All lines holding the string "components" are to be shown.
..............................
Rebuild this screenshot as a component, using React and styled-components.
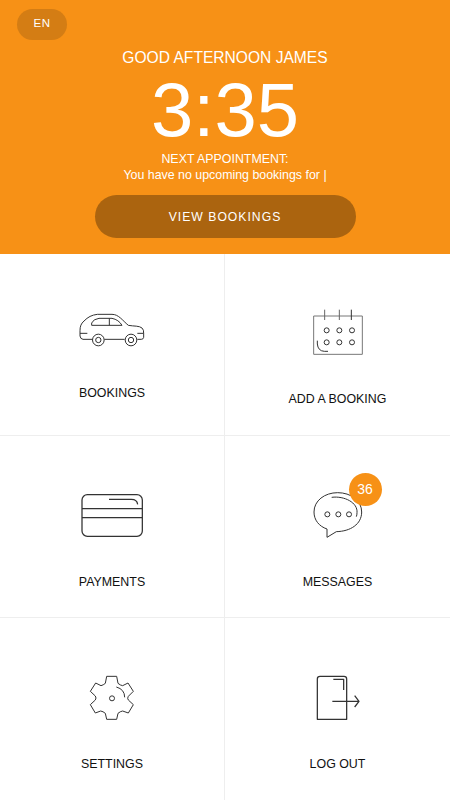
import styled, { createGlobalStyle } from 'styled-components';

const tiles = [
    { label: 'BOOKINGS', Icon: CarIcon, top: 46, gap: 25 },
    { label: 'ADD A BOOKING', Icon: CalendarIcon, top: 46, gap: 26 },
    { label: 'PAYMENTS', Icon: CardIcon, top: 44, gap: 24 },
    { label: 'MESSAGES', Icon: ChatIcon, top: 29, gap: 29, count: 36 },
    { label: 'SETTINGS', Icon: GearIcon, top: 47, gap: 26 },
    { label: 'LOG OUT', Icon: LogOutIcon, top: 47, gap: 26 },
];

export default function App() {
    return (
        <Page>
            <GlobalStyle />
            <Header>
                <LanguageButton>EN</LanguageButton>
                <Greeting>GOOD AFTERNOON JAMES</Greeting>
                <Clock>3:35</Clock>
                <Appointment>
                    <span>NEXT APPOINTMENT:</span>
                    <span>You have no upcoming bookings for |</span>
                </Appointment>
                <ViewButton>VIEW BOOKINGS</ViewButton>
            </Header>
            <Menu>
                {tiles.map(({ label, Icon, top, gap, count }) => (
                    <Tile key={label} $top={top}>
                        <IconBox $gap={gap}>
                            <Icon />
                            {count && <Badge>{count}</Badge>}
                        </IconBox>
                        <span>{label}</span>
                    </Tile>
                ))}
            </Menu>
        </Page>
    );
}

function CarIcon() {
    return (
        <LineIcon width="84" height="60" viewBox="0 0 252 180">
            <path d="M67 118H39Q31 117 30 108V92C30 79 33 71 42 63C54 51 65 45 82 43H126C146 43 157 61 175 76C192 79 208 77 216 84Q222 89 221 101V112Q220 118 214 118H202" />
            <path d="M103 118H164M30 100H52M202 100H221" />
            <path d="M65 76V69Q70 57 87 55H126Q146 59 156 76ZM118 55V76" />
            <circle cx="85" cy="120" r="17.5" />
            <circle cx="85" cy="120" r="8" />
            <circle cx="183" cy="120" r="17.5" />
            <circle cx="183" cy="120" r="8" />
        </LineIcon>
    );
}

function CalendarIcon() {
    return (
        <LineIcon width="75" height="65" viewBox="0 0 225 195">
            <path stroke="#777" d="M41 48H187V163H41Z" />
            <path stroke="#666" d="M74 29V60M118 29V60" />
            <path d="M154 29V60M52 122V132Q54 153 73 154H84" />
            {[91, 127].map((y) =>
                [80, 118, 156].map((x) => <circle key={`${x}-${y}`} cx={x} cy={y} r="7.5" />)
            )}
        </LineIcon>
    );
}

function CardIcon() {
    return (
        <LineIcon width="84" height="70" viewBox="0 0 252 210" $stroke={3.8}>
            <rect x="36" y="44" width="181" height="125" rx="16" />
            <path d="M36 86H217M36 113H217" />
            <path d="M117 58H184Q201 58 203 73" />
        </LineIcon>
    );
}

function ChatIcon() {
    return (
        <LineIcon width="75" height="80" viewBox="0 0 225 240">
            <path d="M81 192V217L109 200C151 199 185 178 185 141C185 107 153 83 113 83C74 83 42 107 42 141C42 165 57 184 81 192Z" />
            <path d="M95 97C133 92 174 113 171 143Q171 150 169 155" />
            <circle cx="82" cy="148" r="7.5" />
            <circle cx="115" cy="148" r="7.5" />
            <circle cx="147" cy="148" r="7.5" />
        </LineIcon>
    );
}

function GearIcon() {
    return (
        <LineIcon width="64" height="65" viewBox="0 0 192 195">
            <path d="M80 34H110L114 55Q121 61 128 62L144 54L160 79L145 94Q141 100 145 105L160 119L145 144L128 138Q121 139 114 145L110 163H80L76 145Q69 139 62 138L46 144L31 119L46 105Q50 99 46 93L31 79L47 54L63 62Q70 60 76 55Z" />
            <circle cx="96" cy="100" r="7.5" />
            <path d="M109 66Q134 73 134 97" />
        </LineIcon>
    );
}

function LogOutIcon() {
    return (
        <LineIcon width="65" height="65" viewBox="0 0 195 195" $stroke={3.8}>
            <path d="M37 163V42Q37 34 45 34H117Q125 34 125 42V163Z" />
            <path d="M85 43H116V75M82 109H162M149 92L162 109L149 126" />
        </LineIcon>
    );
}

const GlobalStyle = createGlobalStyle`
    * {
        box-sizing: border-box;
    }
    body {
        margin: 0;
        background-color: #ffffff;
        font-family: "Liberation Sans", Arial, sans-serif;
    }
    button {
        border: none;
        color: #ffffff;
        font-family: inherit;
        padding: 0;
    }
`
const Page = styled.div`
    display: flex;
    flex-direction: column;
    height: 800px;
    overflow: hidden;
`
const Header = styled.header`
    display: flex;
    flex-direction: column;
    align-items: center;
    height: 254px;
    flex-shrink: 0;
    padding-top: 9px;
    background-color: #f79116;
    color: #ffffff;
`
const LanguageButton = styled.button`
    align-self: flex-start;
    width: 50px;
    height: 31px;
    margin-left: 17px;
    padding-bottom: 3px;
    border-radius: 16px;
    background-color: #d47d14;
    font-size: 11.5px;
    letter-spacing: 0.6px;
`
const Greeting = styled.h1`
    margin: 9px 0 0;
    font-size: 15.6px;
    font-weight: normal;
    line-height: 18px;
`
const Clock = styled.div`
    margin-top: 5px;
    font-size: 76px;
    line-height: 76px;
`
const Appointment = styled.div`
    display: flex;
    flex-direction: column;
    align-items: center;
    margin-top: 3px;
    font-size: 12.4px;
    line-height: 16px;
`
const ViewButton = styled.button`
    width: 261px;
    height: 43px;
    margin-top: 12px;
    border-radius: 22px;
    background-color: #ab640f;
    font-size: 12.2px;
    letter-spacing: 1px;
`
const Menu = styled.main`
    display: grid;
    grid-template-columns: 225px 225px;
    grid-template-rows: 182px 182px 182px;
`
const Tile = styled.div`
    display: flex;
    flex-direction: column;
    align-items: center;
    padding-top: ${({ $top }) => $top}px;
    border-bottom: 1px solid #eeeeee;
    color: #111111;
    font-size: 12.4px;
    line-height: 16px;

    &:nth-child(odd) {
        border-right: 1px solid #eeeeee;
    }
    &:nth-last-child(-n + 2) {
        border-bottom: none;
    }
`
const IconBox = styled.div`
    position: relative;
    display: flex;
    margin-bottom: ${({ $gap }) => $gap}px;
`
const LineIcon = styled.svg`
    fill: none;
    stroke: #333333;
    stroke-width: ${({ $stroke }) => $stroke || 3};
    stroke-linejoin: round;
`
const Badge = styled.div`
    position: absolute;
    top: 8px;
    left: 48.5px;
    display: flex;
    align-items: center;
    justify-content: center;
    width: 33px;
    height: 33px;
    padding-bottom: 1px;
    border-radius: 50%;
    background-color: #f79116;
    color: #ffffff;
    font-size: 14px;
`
..............................
--- RESULT BELOW ---
Rebuild this screenshot as a component, using React and styled-components.
import styled, { createGlobalStyle } from 'styled-components';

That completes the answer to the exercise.